SET TASK:
Print the listing in its entirety and exactly, leaving out images.
Start of DATA
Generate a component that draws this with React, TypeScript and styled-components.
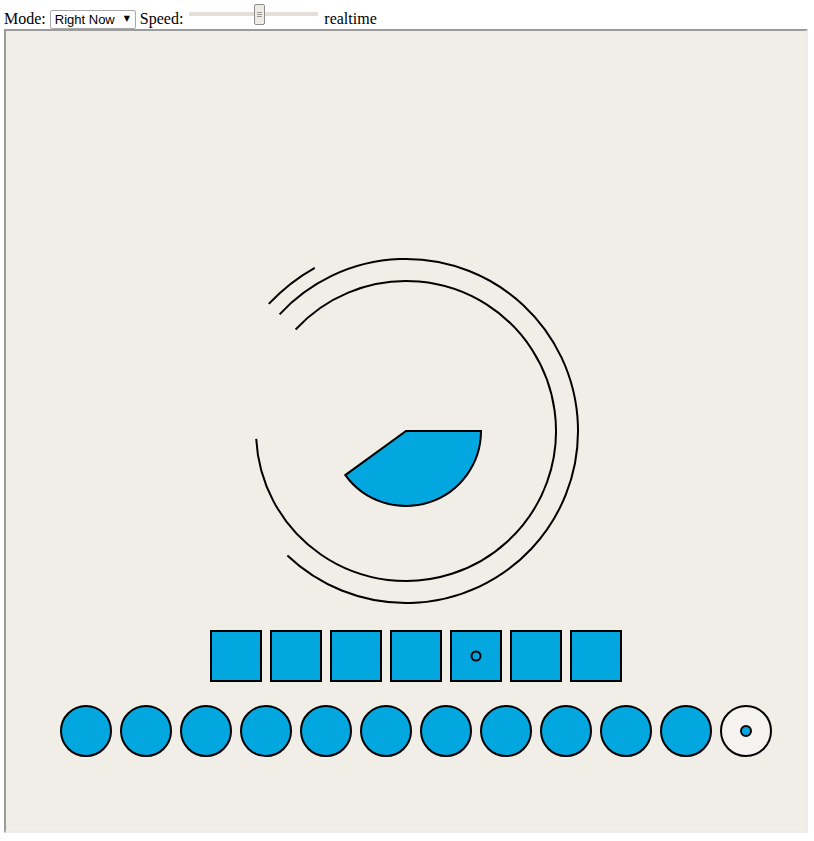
import React from "react";
import styled, { createGlobalStyle } from "styled-components";

const Global = createGlobalStyle`
  html, body { margin: 0; padding: 0; background: #fff; }
  body { font-family: "Liberation Serif", "Times New Roman", serif; font-size: 16px; color: #000; }
`;

const Page = styled.div`
  padding: 0 4px;
`;

const Toolbar = styled.div`
  display: flex;
  align-items: flex-start;
  height: 29px;
`;

const Label = styled.span<{ $gap?: number }>`
  font-family: "Liberation Serif", "Times New Roman", serif;
  font-size: 16px;
  line-height: 18px;
  margin-top: 10px;
  margin-right: ${(p) => p.$gap ?? 4}px;
  white-space: nowrap;
`;

const SelectWrap = styled.div`
  position: relative;
  margin-top: 10px;
  margin-right: 4px;
  width: 86px;
  height: 19px;
`;

const Select = styled.select`
  appearance: none;
  -webkit-appearance: none;
  box-sizing: border-box;
  width: 86px;
  height: 19px;
  margin: 0;
  padding: 0 0 0 4px;
  border: 1px solid #a9a9a9;
  border-radius: 2px;
  background: #fff;
  font-family: "Liberation Sans", Arial, sans-serif;
  font-size: 13px;
  line-height: 17px;
  color: #000;
  outline: none;
`;

const Arrow = styled.span`
  position: absolute;
  right: 6px;
  top: 4px;
  font-family: "DejaVu Sans", sans-serif;
  font-size: 8px;
  line-height: 10px;
  pointer-events: none;
  color: #000;
`;

const Range = styled.input`
  -webkit-appearance: none;
  appearance: none;
  width: 129px;
  height: 21px;
  margin: 3px 6px 0 2px;
  padding: 0;
  background: transparent;
  outline: none;

  &::-webkit-slider-runnable-track {
    height: 4px;
    background: #e3e0db;
    border-radius: 1px;
  }
  &::-webkit-slider-thumb {
    -webkit-appearance: none;
    box-sizing: border-box;
    width: 11px;
    height: 21px;
    margin-top: -8px;
    border: 1px solid #8e8c88;
    border-radius: 2px;
    background:
      linear-gradient(#9a9894, #9a9894) 50% 7px / 5px 1px no-repeat,
      linear-gradient(#9a9894, #9a9894) 50% 9px / 5px 1px no-repeat,
      linear-gradient(#9a9894, #9a9894) 50% 11px / 5px 1px no-repeat,
      #efece7;
  }
`;

const Canvas = styled.div`
  box-sizing: content-box;
  width: 800px;
  height: 800px;
  background: #f1eee8;
  border-style: solid;
  border-width: 2px;
  border-color: #9b9b9b #ececec #ececec #9b9b9b;
`;

const Board = styled.svg`
  display: block;
`;

const BLUE = "#02a7e0";
const CX = 400;
const CY = 400;

function arcPath(r: number, startDeg: number, endDeg: number) {
  const rad = (d: number) => (d * Math.PI) / 180;
  const x1 = CX + r * Math.cos(rad(startDeg));
  const y1 = CY + r * Math.sin(rad(startDeg));
  const x2 = CX + r * Math.cos(rad(endDeg));
  const y2 = CY + r * Math.sin(rad(endDeg));
  const large = endDeg - startDeg > 180 ? 1 : 0;
  return `M ${x1.toFixed(2)} ${y1.toFixed(2)} A ${r} ${r} 0 ${large} 1 ${x2.toFixed(2)} ${y2.toFixed(2)}`;
}

function wedgePath(r: number, startDeg: number, endDeg: number) {
  return `M ${CX} ${CY} L ` + arcPath(r, startDeg, endDeg).slice(2) + " Z";
}

const days = Array.from({ length: 7 }, (_, i) => i);
const months = Array.from({ length: 12 }, (_, i) => i);
const currentDay = 4;
const currentMonth = 11;

export default function App() {
  return (
    <Page>
      <Global />
      <Toolbar>
        <Label>Mode:</Label>
        <SelectWrap>
          <Select defaultValue="now">
            <option value="now">Right Now</option>
          </Select>
          <Arrow>▼</Arrow>
        </SelectWrap>
        <Label>Speed:</Label>
        <Range type="range" min={0} max={100} defaultValue={55} />
        <Label>realtime</Label>
      </Toolbar>
      <Canvas>
        <Board width={800} height={800} viewBox="0 0 800 800">
          <g fill="none" stroke="#000" strokeWidth={2}>
            <path d={arcPath(187, 222.8, 240.8)} />
            <path d={arcPath(172, 222.7, 493.6)} />
            <path d={arcPath(150, 222.6, 537)} />
          </g>
          <path d={wedgePath(75, 0, 144)} fill={BLUE} stroke="#000" strokeWidth={2} />
          {days.map((i) => (
            <g key={i}>
              <rect x={205 + 60 * i} y={600} width={50} height={50} fill={BLUE} stroke="#000" strokeWidth={2} />
              {i === currentDay && (
                <circle cx={230 + 60 * i} cy={625} r={4.5} fill="none" stroke="#000" strokeWidth={2} />
              )}
            </g>
          ))}
          {months.map((i) => (
            <g key={i}>
              <circle
                cx={80 + 60 * i}
                cy={700}
                r={25}
                fill={i === currentMonth ? "#f5f3ef" : BLUE}
                stroke="#000"
                strokeWidth={2}
              />
              {i === currentMonth && (
                <circle cx={80 + 60 * i} cy={700} r={5} fill={BLUE} stroke="#000" strokeWidth={2} />
              )}
            </g>
          ))}
        </Board>
      </Canvas>
    </Page>
  );
}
End of DATA
CORRECT ANSWER:
Generate a component that draws this with React, TypeScript and styled-components.
import React from "react";
import styled, { createGlobalStyle } from "styled-components";

const Global = createGlobalStyle`
  html, body { margin: 0; padding: 0; background: #fff; }
  body { font-family: "Liberation Serif", "Times New Roman", serif; font-size: 16px; color: #000; }
`;

const Page = styled.div`
  padding: 0 4px;
`;

const Toolbar = styled.div`
  display: flex;
  align-items: flex-start;
  height: 29px;
`;

const Label = styled.span<{ $gap?: number }>`
  font-family: "Liberation Serif", "Times New Roman", serif;
  font-size: 16px;
  line-height: 18px;
  margin-top: 10px;
  margin-right: ${(p) => p.$gap ?? 4}px;
  white-space: nowrap;
`;

const SelectWrap = styled.div`
  position: relative;
  margin-top: 10px;
  margin-right: 4px;
  width: 86px;
  height: 19px;
`;

const Select = styled.select`
  appearance: none;
  -webkit-appearance: none;
  box-sizing: border-box;
  width: 86px;
  height: 19px;
  margin: 0;
  padding: 0 0 0 4px;
  border: 1px solid #a9a9a9;
  border-radius: 2px;
  background: #fff;
  font-family: "Liberation Sans", Arial, sans-serif;
  font-size: 13px;
  line-height: 17px;
  color: #000;
  outline: none;
`;

const Arrow = styled.span`
  position: absolute;
  right: 6px;
  top: 4px;
  font-family: "DejaVu Sans", sans-serif;
  font-size: 8px;
  line-height: 10px;
  pointer-events: none;
  color: #000;
`;

const Range = styled.input`
  -webkit-appearance: none;
  appearance: none;
  width: 129px;
  height: 21px;
  margin: 3px 6px 0 2px;
  padding: 0;
  background: transparent;
  outline: none;

  &::-webkit-slider-runnable-track {
    height: 4px;
    background: #e3e0db;
    border-radius: 1px;
  }
  &::-webkit-slider-thumb {
    -webkit-appearance: none;
    box-sizing: border-box;
    width: 11px;
    height: 21px;
    margin-top: -8px;
    border: 1px solid #8e8c88;
    border-radius: 2px;
    background:
      linear-gradient(#9a9894, #9a9894) 50% 7px / 5px 1px no-repeat,
      linear-gradient(#9a9894, #9a9894) 50% 9px / 5px 1px no-repeat,
      linear-gradient(#9a9894, #9a9894) 50% 11px / 5px 1px no-repeat,
      #efece7;
  }
`;

const Canvas = styled.div`
  box-sizing: content-box;
  width: 800px;
  height: 800px;
  background: #f1eee8;
  border-style: solid;
  border-width: 2px;
  border-color: #9b9b9b #ececec #ececec #9b9b9b;
`;

const Board = styled.svg`
  display: block;
`;

const BLUE = "#02a7e0";
const CX = 400;
const CY = 400;

function arcPath(r: number, startDeg: number, endDeg: number) {
  const rad = (d: number) => (d * Math.PI) / 180;
  const x1 = CX + r * Math.cos(rad(startDeg));
  const y1 = CY + r * Math.sin(rad(startDeg));
  const x2 = CX + r * Math.cos(rad(endDeg));
  const y2 = CY + r * Math.sin(rad(endDeg));
  const large = endDeg - startDeg > 180 ? 1 : 0;
  return `M ${x1.toFixed(2)} ${y1.toFixed(2)} A ${r} ${r} 0 ${large} 1 ${x2.toFixed(2)} ${y2.toFixed(2)}`;
}

function wedgePath(r: number, startDeg: number, endDeg: number) {
  return `M ${CX} ${CY} L ` + arcPath(r, startDeg, endDeg).slice(2) + " Z";
}

const days = Array.from({ length: 7 }, (_, i) => i);
const months = Array.from({ length: 12 }, (_, i) => i);
const currentDay = 4;
const currentMonth = 11;

export default function App() {
  return (
    <Page>
      <Global />
      <Toolbar>
        <Label>Mode:</Label>
        <SelectWrap>
          <Select defaultValue="now">
            <option value="now">Right Now</option>
          </Select>
          <Arrow>▼</Arrow>
        </SelectWrap>
        <Label>Speed:</Label>
        <Range type="range" min={0} max={100} defaultValue={55} />
        <Label>realtime</Label>
      </Toolbar>
      <Canvas>
        <Board width={800} height={800} viewBox="0 0 800 800">
          <g fill="none" stroke="#000" strokeWidth={2}>
            <path d={arcPath(187, 222.8, 240.8)} />
            <path d={arcPath(172, 222.7, 493.6)} />
            <path d={arcPath(150, 222.6, 537)} />
          </g>
          <path d={wedgePath(75, 0, 144)} fill={BLUE} stroke="#000" strokeWidth={2} />
          {days.map((i) => (
            <g key={i}>
              <rect x={205 + 60 * i} y={600} width={50} height={50} fill={BLUE} stroke="#000" strokeWidth={2} />
              {i === currentDay && (
                <circle cx={230 + 60 * i} cy={625} r={4.5} fill="none" stroke="#000" strokeWidth={2} />
              )}
            </g>
          ))}
          {months.map((i) => (
            <g key={i}>
              <circle
                cx={80 + 60 * i}
                cy={700}
                r={25}
                fill={i === currentMonth ? "#f5f3ef" : BLUE}
                stroke="#000"
                strokeWidth={2}
              />
              {i === currentMonth && (
                <circle cx={80 + 60 * i} cy={700} r={5} fill={BLUE} stroke="#000" strokeWidth={2} />
              )}
            </g>
          ))}
        </Board>
      </Canvas>
    </Page>
  );
}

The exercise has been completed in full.